ICC’s perspectives on international businesses paying their ‘Fair Share’ of tax (2015)
The International Chamber of Commerce (ICC) shared its perspectives on tax transparency and business paying their fair share of tax – calling on tax authorities to cooperate with business to avoid hampering cross border transactions and increasing double taxation.
In the context of eroding public trust in the tax system, ICC shares perspectives on international businesses paying their ‘Fair Share’ of tax. As the world business organization speaking on behalf of enterprises of all sizes and sectors in every part of the world, ICC identifies transparent, efficient and stable tax regimes as a prerequisite for cross border trade, investment and economic growth.

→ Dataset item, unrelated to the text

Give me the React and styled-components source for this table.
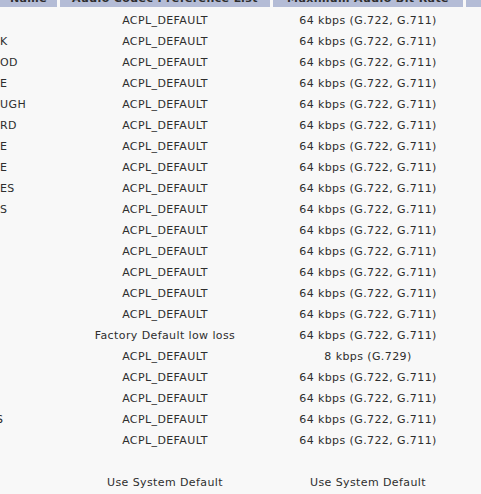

ICC underlines that profits from business activities should be taxed only once and highlights the importance of distinguishing illegal activities of tax evasion and tax avoidance from lawful methods of tax planning and tax management.
As countries design their own tax regimes and in doing so pursue different policy objectives, ICC underlines that taxes can only be levied on the basis of laws and that legislators should collectively define what a “fair share” of tax is.
ICC is concerned that uncoordinated actions by individual countries will lead to increased double taxation, unfair competition and uncertainty over the tax consequences of cross border transactions. ICC therefore encourages coordinated actions by countries and constructive cooperation between companies and tax authorities – focusing on tax related risks, compliance with the law and certainty on a real time basis.